> _EXERCISE_
Of all the lines in the records, how many hold the word "image"? Answer with the number only.

> _LISTED ENTRIES_
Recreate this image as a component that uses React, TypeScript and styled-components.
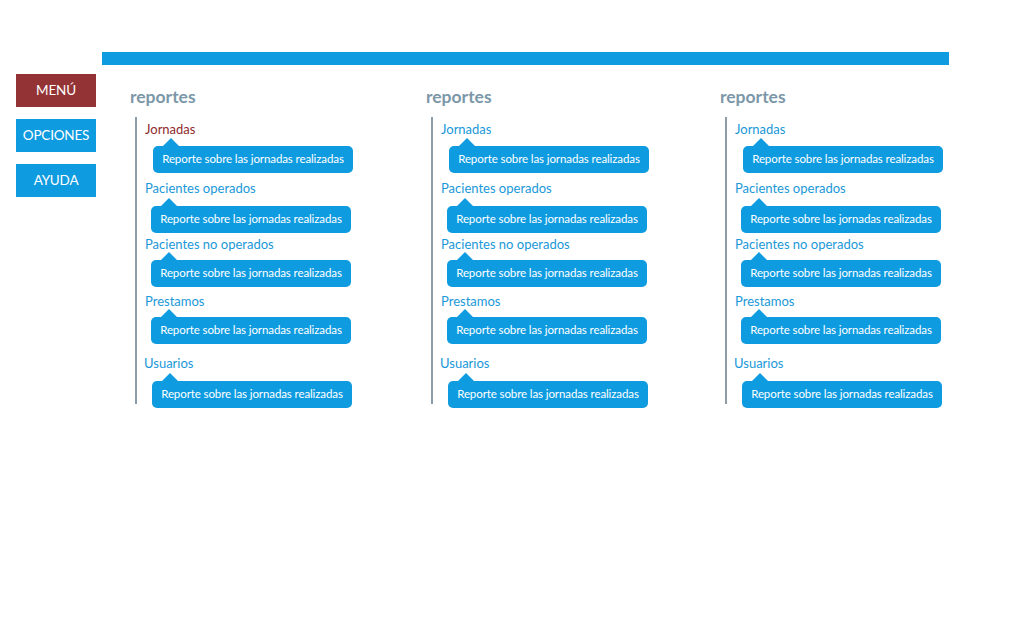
import React from "react";
import styled, { createGlobalStyle } from "styled-components";

const GlobalStyle = createGlobalStyle`
  html, body {
    margin: 0;
    padding: 0;
    background: #ffffff;
  }
  body {
    font-family: "Lato", "Open Sans", sans-serif;
  }
`;

type Item = {
  label: string;
  labelGap: number;
  bubbleGap: number;
  bubbleX: number;
  labelX?: number;
};

const items: Item[] = [
  { label: "Jornadas", labelGap: 4, bubbleGap: 9, bubbleX: 8 },
  { label: "Pacientes operados", labelGap: 7, bubbleGap: 10, bubbleX: 6 },
  { label: "Pacientes no operados", labelGap: 3, bubbleGap: 8, bubbleX: 6 },
  { label: "Prestamos", labelGap: 6, bubbleGap: 8, bubbleX: 6 },
  { label: "Usuarios", labelGap: 11, bubbleGap: 10, bubbleX: 7, labelX: -1 },
];

const columns = [{ active: true }, { active: false }, { active: false }];

export default function App() {
  return (
    <>
      <GlobalStyle />
      <TopBar />
      <Layout>
        <Sidebar>
          <NavButton $variant="red">MENÚ</NavButton>
          <NavButton>OPCIONES</NavButton>
          <NavButton $gap={13}>AYUDA</NavButton>
        </Sidebar>
        <Columns>
          {columns.map((col, ci) => (
            <Column key={ci}>
              <Heading>reportes</Heading>
              <List>
                {items.map((it, i) => (
                  <Entry key={i}>
                    <Label
                      $gap={it.labelGap}
                      $x={it.labelX ?? 0}
                      $active={col.active && i === 0}
                    >
                      {it.label}
                    </Label>
                    <Bubble $gap={it.bubbleGap} $x={it.bubbleX}>
                      Reporte sobre las jornadas realizadas
                    </Bubble>
                  </Entry>
                ))}
              </List>
            </Column>
          ))}
        </Columns>
      </Layout>
    </>
  );
}

const TopBar = styled.div`
  margin: 52px 0 0 102px;
  width: 847px;
  height: 13px;
  background-color: #0f9be0;
`;

const Layout = styled.div`
  display: flex;
  align-items: flex-start;
  padding-left: 16px;
  margin-top: 9px;
`;

const Sidebar = styled.nav`
  display: flex;
  flex-direction: column;
  width: 80px;
`;

const NavButton = styled.div<{ $variant?: "red" | "blue"; $gap?: number }>`
  display: flex;
  align-items: center;
  justify-content: center;
  height: 33px;
  padding-bottom: 2px;
  box-sizing: border-box;
  margin-bottom: ${(p) => p.$gap ?? 12}px;
  background-color: ${(p) => (p.$variant === "red" ? "#943336" : "#0f9be0")};
  color: #ffffff;
  font-size: 13.5px;
  letter-spacing: -0.2px;
`;

const Columns = styled.div`
  display: flex;
  margin-left: 34px;
`;

const Column = styled.section`
  width: 296px;
  flex: none;
  &:nth-child(2) {
    width: 294px;
  }
`;

const Heading = styled.h2`
  margin: 13px 0 0;
  height: 20px;
  line-height: 20px;
  font-size: 17.5px;
  font-weight: 700;
  color: #7c97a8;
`;

const List = styled.div`
  position: relative;
  margin: 10px 0 0 5px;
  padding-left: 10px;

  &::before {
    content: "";
    position: absolute;
    left: 0;
    top: 0;
    bottom: 4px;
    width: 1.5px;
    background-color: #8d9ca7;
  }
`;

const Entry = styled.div`
  display: flex;
  flex-direction: column;
  align-items: flex-start;
`;

const Label = styled.div<{ $gap: number; $x: number; $active: boolean }>`
  margin-top: ${(p) => p.$gap}px;
  margin-left: ${(p) => p.$x}px;
  height: 16px;
  line-height: 16px;
  font-size: 13px;
  color: ${(p) => (p.$active ? "#8e2b2d" : "#1a98d8")};
`;

const Bubble = styled.div<{ $gap: number; $x: number }>`
  position: relative;
  box-sizing: border-box;
  margin-top: ${(p) => p.$gap}px;
  margin-left: ${(p) => p.$x}px;
  width: 200px;
  height: 27px;
  padding-bottom: 1px;
  border-radius: 5px;
  background-color: #0f9be0;
  color: #ffffff;
  font-size: 11.5px;
  line-height: 26px;
  text-align: center;
  letter-spacing: -0.1px;

  &::before {
    content: "";
    position: absolute;
    left: 10px;
    top: -8px;
    border-left: 8px solid transparent;
    border-right: 8px solid transparent;
    border-bottom: 8px solid #0f9be0;
  }
`;
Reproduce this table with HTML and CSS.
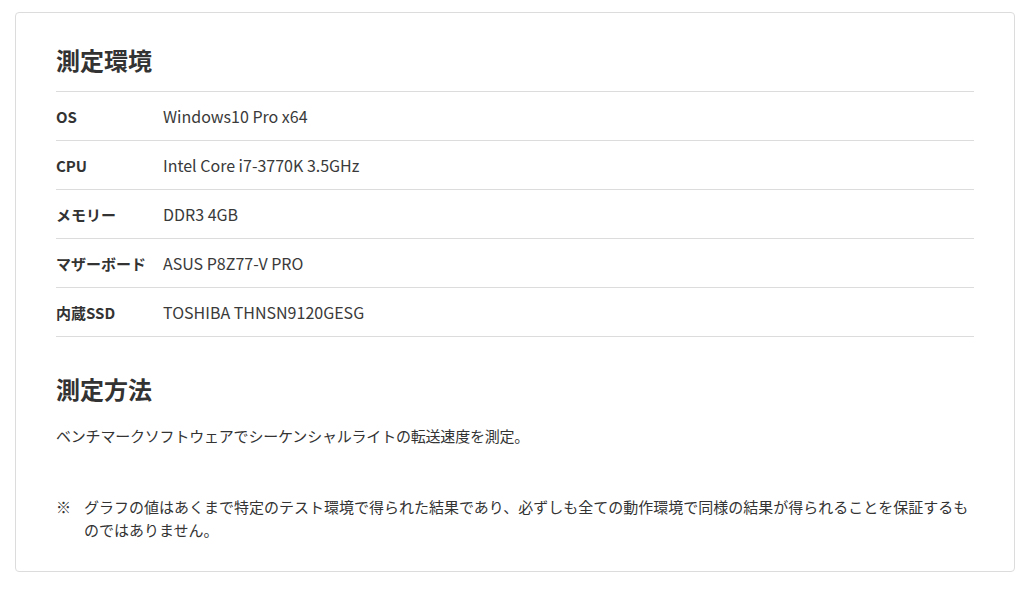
FILE: index.html
```html
<!DOCTYPE html>
<html lang="ja">
<head>
<meta charset="utf-8">
<link rel="stylesheet" href="styles.css">
</head>
<body>
<div class="card">
  <h2 class="title">測定環境</h2>
  <table class="spec">
    <tr><th>OS</th><td>Windows10 Pro x64</td></tr>
    <tr><th>CPU</th><td>Intel Core i7-3770K 3.5GHz</td></tr>
    <tr><th>メモリー</th><td>DDR3 4GB</td></tr>
    <tr><th>マザーボード</th><td>ASUS P8Z77-V PRO</td></tr>
    <tr><th>内蔵SSD</th><td>TOSHIBA THNSN9120GESG</td></tr>
  </table>
  <h2 class="title title-2">測定方法</h2>
  <p class="desc">ベンチマークソフトウェアでシーケンシャルライトの転送速度を測定。</p>
  <div class="note">
    <span class="mark">※</span>
    <p class="note-text">グラフの値はあくまで特定のテスト環境で得られた結果であり、必ずしも全ての動作環境で同様の結果が得られることを保証するものではありません。</p>
  </div>
</div>
</body>
</html>
```
FILE: styles.css
```css
html, body {
  margin: 0;
  padding: 0;
  background: #fff;
}
body {
  padding: 12px 0 0 15px;
  font-family: "Noto Sans CJK JP", "Noto Sans", sans-serif;
  color: #333;
}
.card {
  width: 1000px;
  box-sizing: border-box;
  border: 1px solid #dcdcdc;
  border-radius: 4px;
  padding: 29px 40px 30px;
}
.title {
  margin: 0 0 13px;
  font-size: 24px;
  line-height: 36px;
  font-weight: 700;
}
.title-2 {
  margin-top: 34px;
  margin-bottom: 17px;
}
.spec {
  width: 100%;
  border-collapse: collapse;
  border-top: 1px solid #dcdcdc;
  font-size: 15px;
  line-height: 22px;
}
.spec tr {
  border-bottom: 1px solid #dcdcdc;
}
.spec th {
  width: 107px;
  text-align: left;
  font-weight: 700;
  height: 48px;
  padding: 2px 0 0;
  box-sizing: border-box;
  white-space: nowrap;
}
.spec td {
  padding: 0;
  height: 48px;
  font-size: 16px;
  color: #3a3a3a;
}
.desc {
  margin: 0;
  font-size: 15px;
  line-height: 23px;
  letter-spacing: -0.2px;
}
.note {
  display: flex;
  margin-top: 48px;
  font-size: 15px;
  line-height: 23px;
}
.mark {
  width: 28px;
  flex: none;
}
.note-text {
  margin: 0;
}
```
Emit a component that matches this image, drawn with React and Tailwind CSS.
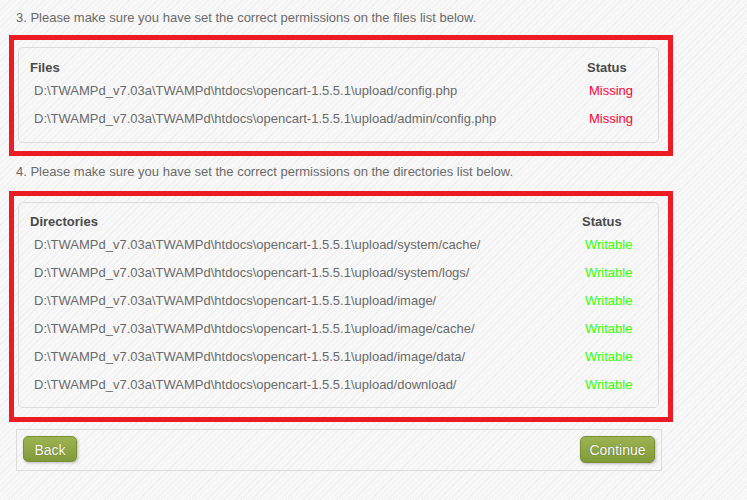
const files = [
  'D:\\TWAMPd_v7.03a\\TWAMPd\\htdocs\\opencart-1.5.5.1\\upload/config.php',
  'D:\\TWAMPd_v7.03a\\TWAMPd\\htdocs\\opencart-1.5.5.1\\upload/admin/config.php',
]

const dirs = [
  'D:\\TWAMPd_v7.03a\\TWAMPd\\htdocs\\opencart-1.5.5.1\\upload/system/cache/',
  'D:\\TWAMPd_v7.03a\\TWAMPd\\htdocs\\opencart-1.5.5.1\\upload/system/logs/',
  'D:\\TWAMPd_v7.03a\\TWAMPd\\htdocs\\opencart-1.5.5.1\\upload/image/',
  'D:\\TWAMPd_v7.03a\\TWAMPd\\htdocs\\opencart-1.5.5.1\\upload/image/cache/',
  'D:\\TWAMPd_v7.03a\\TWAMPd\\htdocs\\opencart-1.5.5.1\\upload/image/data/',
  'D:\\TWAMPd_v7.03a\\TWAMPd\\htdocs\\opencart-1.5.5.1\\upload/download/',
]

function Button({ children, className }) {
  return (
    <button
      className={
        'rounded-[5px] border border-[#7b8f35] bg-[linear-gradient(#9db351,#819a39)] pt-[2px] text-[14px] text-white shadow-[1px_1px_3px_rgba(0,0,0,0.25)] [text-shadow:0_0_1px_rgba(60,70,20,0.8)] ' +
        className
      }
    >
      {children}
    </button>
  )
}

export default function App() {
  return (
    <div className="min-h-[500px] w-full bg-[repeating-linear-gradient(135deg,#f8f8f8_0px,#f8f8f8_3px,#f0f0f0_3px,#f0f0f0_4px)] font-['Liberation_Sans',Arial,sans-serif] text-[13px] text-[#6a6a6a]">
      <div className="h-[35px] pl-[16px] pt-[10px] leading-[16px]">
        3. Please make sure you have set the correct permissions on the files list below.
      </div>

      {/* files */}
      <div className="ml-[9px] h-[121px] w-[664px] border-[5px] border-[#ed1c24] pl-[4px] pr-[9px] pt-[7px]">
        <div className="h-[96px] rounded-[5px] border border-[#dcdcdc] pl-[11px] pt-[11px]">
          <div className="flex h-[17px] items-center font-bold text-[#4a4a4a]">
            <div className="w-[557px]">Files</div>
            <div>Status</div>
          </div>
          {files.map((f) => (
            <div key={f} className="flex h-[28px] items-center pt-[2px]">
              <div className="w-[557px] pl-[4px]">{f}</div>
              <div className="pl-[2px] text-[#ff0033]">Missing</div>
            </div>
          ))}
        </div>
      </div>

      <div className="h-[35px] pl-[16px] pt-[8px] leading-[16px]">
        4. Please make sure you have set the correct permissions on the directories list below.
      </div>

      {/* directories */}
      <div className="ml-[9px] h-[231px] w-[664px] border-[5px] border-[#ed1c24] pl-[4px] pr-[9px] pt-[6px]">
        <div className="h-[206px] rounded-[5px] border border-[#dcdcdc] pl-[11px] pt-[10px]">
          <div className="flex h-[17px] items-center font-bold text-[#4a4a4a]">
            <div className="w-[552px]">Directories</div>
            <div>Status</div>
          </div>
          {dirs.map((d) => (
            <div key={d} className="flex h-[28px] items-center pt-[2px]">
              <div className="w-[552px] pl-[4px]">{d}</div>
              <div className="pl-[3px] text-[#33ff00]">Writable</div>
            </div>
          ))}
        </div>
      </div>

      <div className="ml-[16px] mt-[7px] flex h-[42px] w-[646px] items-start justify-between border border-[#dcdcdc] p-[6px]">
        <Button className="h-[26px] w-[54px]">Back</Button>
        <Button className="h-[27px] w-[75px]">Continue</Button>
      </div>
    </div>
  )
}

> _CORRECT OUTPUT_
5